Lee and Sandy named their second child, a girl, after one of their favorite high school teams.

Lee, who witnessed many changes in the sport over the years — including introduction of a shot clock, adding a 3-point line and the start of Title IX as girls were given the opportunity to play sports — will be inducted into the Washington Interscholastic Basketball Coaches Association Hall of Fame on Thursday.

Sandy will be there.

“I owe my success to my wife,” Lee Sinnes said. “A coach is away from his family a lot, and she supported me the whole way.”

Sandy admits that it was a big change when her young husband first became a coach.

““I married a basketball player, not a basketball coach,” Sandy said.

But Sandy quickly adjusted to being a coach’s wife.

“I went to all his games, and I even kept score the first few years,” she said.

Sandy, who should get an assist at Thursday’s Hall of Fame banquet, was pregnant with the couple’s second child during the fateful 1975 season when Lee was coaching Mark Morris of Longview as the Monarchs made a run at state.

It was his fifth year of coaching when an underrated Mark Morris team shocked a lot of people by capturing second in state to Cleveland.

“We had seven seniors on the team but none of them went on to play college basketball,” Sinnes said.

“They were intelligent, and they understood what we wanted to do.”

During the state playoffs, an area newspaper wrote that Mark Morris was making “a Cinderella run at state.”

Lee Sinnes told the team that he and Sandy would name their second child after the team, Cinderella, if it was a girl.

And that’s how Cindy, now 37, received her name.

Another one of Sinnes’ all-time favorite teams was the 1997 Port Angeles squad, which also made a good state run.

That Roughriders team still has a school record of 22 consecutive wins.

It also claimed seventh place in state, and along the way beat Lincoln High School of Tacoma — one of the most talented teams in state — by three points for the West Central District championship.

“That was probably the most well-played high school game I have coached,” Sinnes said.

“I had some good players on that team.

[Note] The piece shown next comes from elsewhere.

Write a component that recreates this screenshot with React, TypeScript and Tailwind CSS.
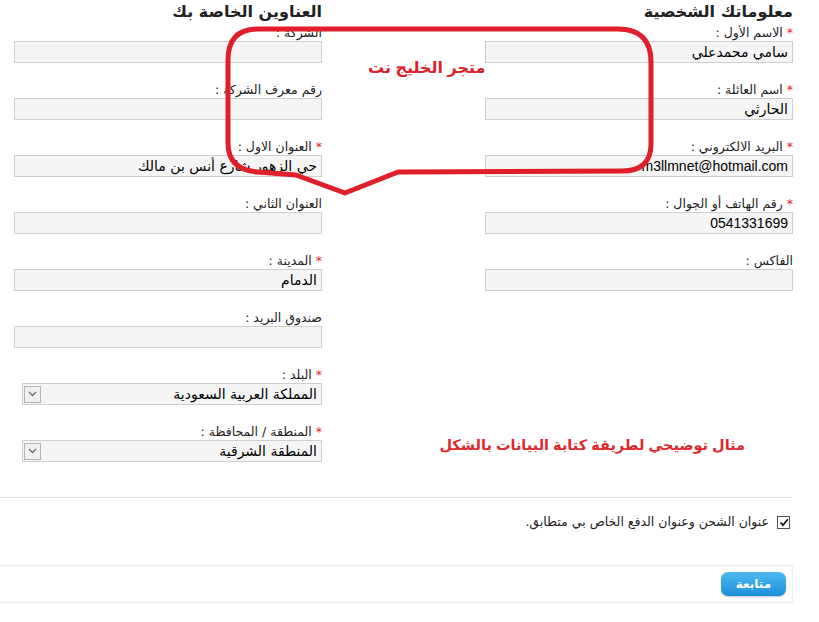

The seniors were on the team since 1995 as sophomores when James Madison was a senior.”

Madison probably was the best player Sinnes has coached, and could be the top male player ever for the Riders.

Madison still holds the boys school career scoring record but was surpassed overall by his little sister, Jessica, who now owns the all-time career scoring record at Port Angeles.

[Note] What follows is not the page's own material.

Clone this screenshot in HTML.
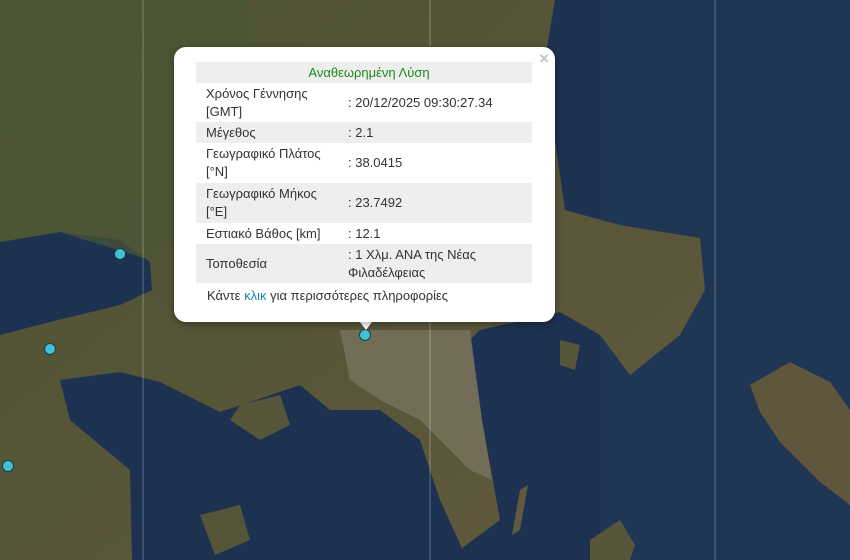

The Madison family is one of the many Port Angeles clans that have enriched Sinnes’ life.

“Coaching local families has been a real award for me,” he said.

And no family has dominated Port Angeles hoops in recent years more than the Madisons.

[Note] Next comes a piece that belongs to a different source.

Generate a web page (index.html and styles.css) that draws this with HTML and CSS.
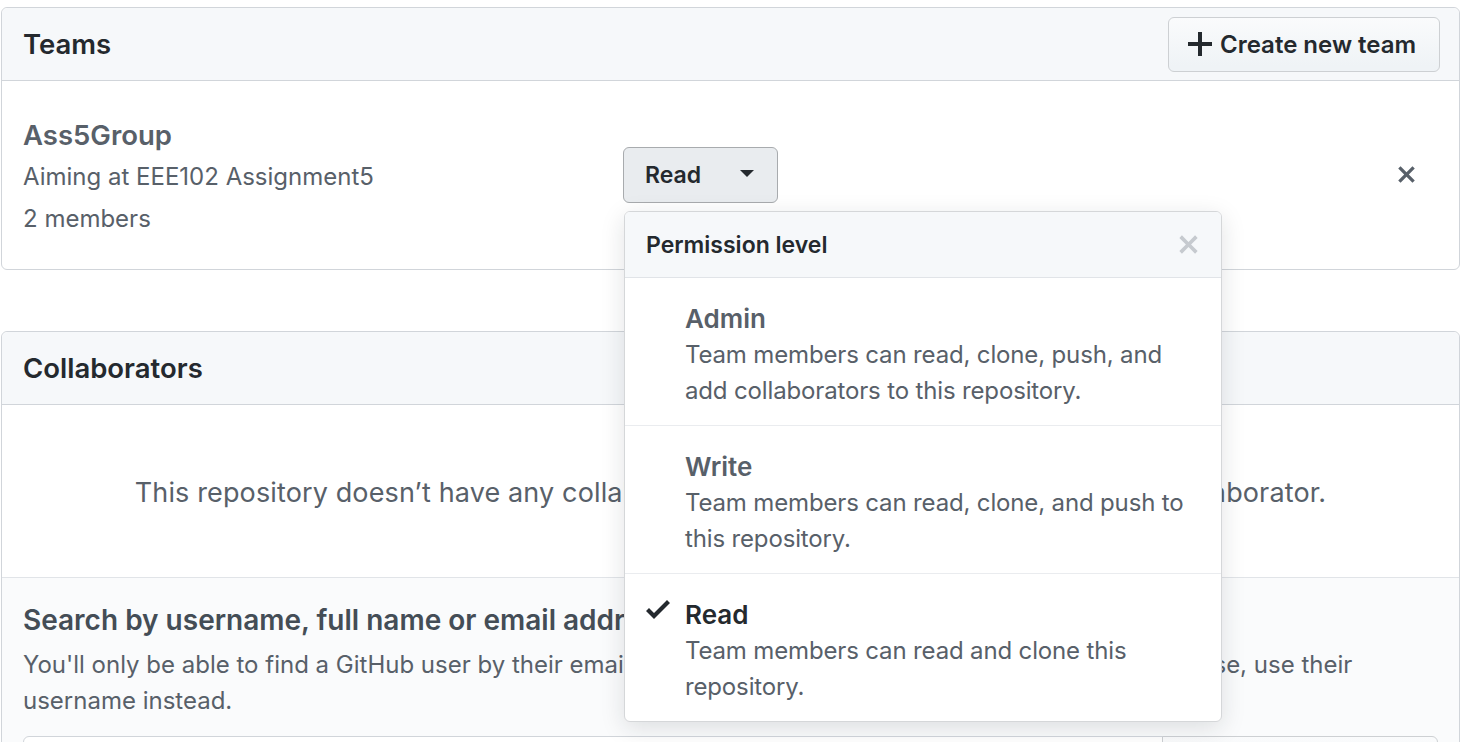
FILE: index.html
```html
<!DOCTYPE html>
<html lang="en">
<head>
<meta charset="utf-8">
<title>Collaborators &amp; teams</title>
<link rel="stylesheet" href="styles.css">
</head>
<body>
<div class="page">
  <section class="box teams">
    <div class="box-header">
      <h3 class="box-title">Teams</h3>
      <button class="btn btn-create" type="button">
        <svg class="icon-plus" viewBox="0 0 12 12" width="24" height="24" aria-hidden="true"><path d="M12 7H7v5H5V7H0V5h5V0h2v5h5v2z"/></svg>
        <span>Create new team</span>
      </button>
    </div>
    <div class="team-row">
      <div class="team-info">
        <div class="team-name">Ass5Group</div>
        <div class="team-desc">Aiming at EEE102 Assignment5</div>
        <div class="team-desc">2 members</div>
      </div>
      <div class="perm">
        <button class="btn btn-select" type="button">
          <span>Read</span>
          <span class="caret"></span>
        </button>
        <div class="menu">
          <div class="menu-header">
            <span class="menu-title">Permission level</span>
            <svg class="menu-close" viewBox="0 0 12 12" width="21" height="21" aria-hidden="true"><path d="M7.48 6l3.75 3.75-1.48 1.48L6 7.48l-3.75 3.75-1.48-1.48L4.52 6 .77 2.25l1.48-1.48L6 4.52 9.750.77l1.48 1.48L7.48 6z"/></svg>
          </div>
          <div class="menu-item">
            <div class="item-title">Admin</div>
            <div class="item-desc">Team members can read, clone, push, and add collaborators to this repository.</div>
          </div>
          <div class="menu-item">
            <div class="item-title">Write</div>
            <div class="item-desc">Team members can read, clone, and push to this repository.</div>
          </div>
          <div class="menu-item selected">
            <svg class="check" viewBox="0 0 12 9.5" width="24" height="19" aria-hidden="true"><path d="M12 1.5l-8 8-4-4L1.5 4 4 6.5 10.5 0 12 1.5z"/></svg>
            <div class="item-title">Read</div>
            <div class="item-desc">Team members can read and clone this repository.</div>
          </div>
        </div>
      </div>
      <button class="remove" type="button" aria-label="Remove team">
        <svg viewBox="0 0 12 12" width="19" height="19" aria-hidden="true"><path d="M7.48 6l3.75 3.75-1.48 1.48L6 7.48l-3.75 3.75-1.48-1.48L4.52 6 .77 2.25l1.48-1.48L6 4.52 9.75.77l1.48 1.48L7.48 6z"/></svg>
      </button>
    </div>
  </section>

  <section class="box collab">
    <div class="box-header">
      <h3 class="box-title">Collaborators</h3>
    </div>
    <div class="blank">This repository doesn’t have any collaborators yet. Use the form below to add a collaborator.</div>
    <div class="search">
      <h4 class="search-title">Search by username, full name or email address</h4>
      <p class="search-note">You'll only be able to find a GitHub user by their email address if they've chosen to list it publicly. Otherwise, use their username instead.</p>
      <div class="add-row">
        <input class="input" type="text" aria-label="Search by username, full name or email address">
        <button class="btn btn-add" type="button">Add collaborator</button>
      </div>
    </div>
  </section>
</div>
</body>
</html>
```

FILE: styles.css
```css
* { box-sizing: border-box; }

html, body {
  margin: 0;
  padding: 0;
  background: #fff;
}

body {
  font-family: Inter, "Noto Sans", "Liberation Sans", sans-serif;
  color: #24292e;
  overflow: hidden;
}

.page {
  padding: 7px 0 0 1px;
  width: 1460px;
}

.box {
  border: 1px solid #d1d5da;
  border-radius: 6px;
  background: #fff;
}

.box-header {
  height: 73px;
  display: flex;
  align-items: center;
  justify-content: space-between;
  padding: 0 19px 0 21px;
  background: #f6f8fa;
  border-bottom: 1px solid #d1d5da;
  border-radius: 6px 6px 0 0;
}

.box-title {
  margin: 0;
  font-size: 27.5px;
  font-weight: 600;
  color: #24292e;
}

.btn {
  font-family: inherit;
  font-weight: 600;
  color: #24292e;
  border: 1px solid #cdd0d3;
  border-radius: 6px;
  background: linear-gradient(#fafbfc, #eff3f6 90%);
  cursor: pointer;
}

.btn-create {
  height: 55px;
  width: 272px;
  display: flex;
  align-items: center;
  gap: 8px;
  padding: 0 0 0 19px;
  font-size: 24px;
}

.icon-plus { fill: #24292e; flex: none; }

.team-row {
  display: flex;
  align-items: flex-start;
  padding: 33px 43px 29px 21px;
}

.team-info {
  width: 600px;
  flex: none;
}

.team-name {
  font-size: 27.5px;
  font-weight: 600;
  line-height: 42px;
  color: #586069;
}

.team-desc {
  font-size: 24px;
  line-height: 42px;
  color: #586069;
}

.perm {
  position: relative;
  flex: none;
  margin-top: 33px;
}

.btn-select {
  width: 155px;
  height: 56px;
  display: flex;
  align-items: center;
  justify-content: space-between;
  padding: 0 23px 0 21px;
  font-size: 23px;
  background: #e9ecef;
  border-color: #a8abae;
}

.caret {
  width: 0;
  height: 0;
  border-left: 7px solid transparent;
  border-right: 7px solid transparent;
  border-top: 7px solid #24292e;
  margin-top: -3px;
}

.remove {
  margin-left: auto;
  margin-top: 51px;
  padding: 0;
  border: 0;
  background: none;
  display: flex;
  fill: #586069;
}

.menu {
  position: absolute;
  left: 1px;
  top: 64px;
  width: 598px;
  background: #fff;
  border: 1px solid #d5d7d9;
  border-radius: 6px;
  box-shadow: 0 6px 24px rgba(27, 31, 35, 0.13);
  z-index: 10;
  overflow: hidden;
}

.menu-header {
  height: 66px;
  display: flex;
  align-items: center;
  justify-content: space-between;
  padding: 0 22px 0 21px;
  background: #f6f8fa;
  border-bottom: 1px solid #e1e4e8;
}

.menu-title {
  font-size: 23px;
  font-weight: 600;
  color: #24292e;
}

.menu-close { fill: #c6cacf; }

.menu-item {
  position: relative;
  padding: 22px 24px 16px 60px;
  border-bottom: 1px solid #eaecef;
}

.menu-item:last-child { border-bottom: 0; }

.item-title {
  font-size: 26px;
  font-weight: 600;
  line-height: 37px;
  color: #586069;
}

.menu-item.selected .item-title { color: #24292e; }

.item-desc {
  font-size: 24px;
  line-height: 36px;
  letter-spacing: -0.15px;
  color: #586069;
}

.check {
  position: absolute;
  left: 21px;
  top: 26px;
  fill: #24292e;
}

.collab {
  margin-top: 61px;
}

.blank {
  height: 173px;
  display: flex;
  align-items: center;
  justify-content: center;
  padding-top: 3px;
  font-size: 27px;
  letter-spacing: 0.13px;
  color: #586069;
  border-bottom: 1px solid #e1e4e8;
}

.search {
  background: #fafbfc;
  padding: 24px 21px 40px 21px;
}

.search-title {
  margin: 0;
  font-size: 28px;
  font-weight: 600;
  line-height: 36px;
  color: #444d56;
}

.search-note {
  margin: 9px 0 0 0;
  font-size: 24px;
  line-height: 36px;
  color: #586069;
  max-width: 1340px;
}

.add-row {
  display: flex;
  margin-top: 17px;
}

.input {
  flex: 1;
  height: 60px;
  border: 1px solid #d1d5da;
  border-radius: 6px 0 0 6px;
  background: #fff;
}

.btn-add {
  width: 276px;
  height: 60px;
  font-size: 24px;
  border-radius: 0 6px 6px 0;
  margin-left: -1px;
}
```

First there was Mike Madison, the uncle of James, Jon, Jake and Jessica Madison.

Enough players for their own basketball team.

Sinnes coached Mike back in 1976. Mike Madison was all-state for the Riders, and later All-American for Concordia University in Portland.

James was all-state in 1995 and went on to play at Cleveland State.

Jon took his prep all-state status to University of Anchorage Alaska, and a few years later sister Jessica followed him to the same school.

Sinnes coached all five of the Madisons, and was able to help coach Jessica when he was a varsity assistant in the girls program late in his career.

Another highlight of Sinnes’ career was coaching his son, Matt, who graduated in 2004.

“Coaching my son was very special,” he said.

Another highlight was coaching his future son-in-law and godson, Jason Carrell, in 1991 and ’92.

Matt Sinnes currently coaches Puyallup High School basketball while his brother-in-law coaches at Bethel in Spanaway. Both teams play in the 4A South Puget Sound League.

Carrell and Shari Sinnes, Lee and Sandy’s oldest daughter, were sweethearts at Port Angeles High School.

Lee and Sandy met Jason’s parents through the kids.

Sandy and Rhonda Carrell have been best friends ever since.

And when Jason’s father died when he was 15, Lee Sinnes offered to help raise him, and the Sinnes’ became his godparents.

That’s all to explain about the T-shirts when the Bethel Braves and Puyallup Vikings play each other in basketball.

Talk about stretching the parents’ loyalty a little bit.

Rhonda wears a T-shirt that says on front “Bethel Braves’ coach is my son.” On back is the message, “Puyallup Vikings’ coach is my godson.”

Sandy wears a T-shirt that says on front “Puyallup Vikings’ coach is my son.” The back says, you guessed it, “Bethel Braves’ coach is my godson.”

Another interesting twist to the story is that Matt married his co-coach. Well, that was a few years ago when Matt was applying for his first head coaching job at a junior high school in the Bethel school district.

His future wife, Sarah, was applying for the same job.

The school administration couldn’t decide between them and named them co-coaches. The rest is history as they say.

And now Sarah is pregnant with the couple’s first child.

Lee Sinnes will be introduced at the Hall of Fame banquet by his longtime friend, fellow coach, fellow Hall of Fame inductee and 1964 Port Angeles High School graduate, Dave Denny.

Denny, who made it to the Hall in 2006, will have a lot to say about his old friend.

“It’s a huge honor for Lee to be inducted into the Hall,” Denny said.

“It’s an honor anytime you’re recognized by your peers.

“The reasons he’s being inducted is that he’s been a great coach for a long period of time. He has coached winning programs at both Mark Morris and Port Angeles.

“He has contributed to his communities.

“But you don’t get inducted just for winning.

“Lee has been a positive role model for kids throughout the years.”

And, as in most families, Lee’s wife gets the final say.

“I love Lee more now than when we first met,” Sandy said.

“He has been a great father, husband, counselor and friend, and he set a good example for the kids.

“I wouldn’t change anything.”

And for the love of basketball, there goes the Sinnes family.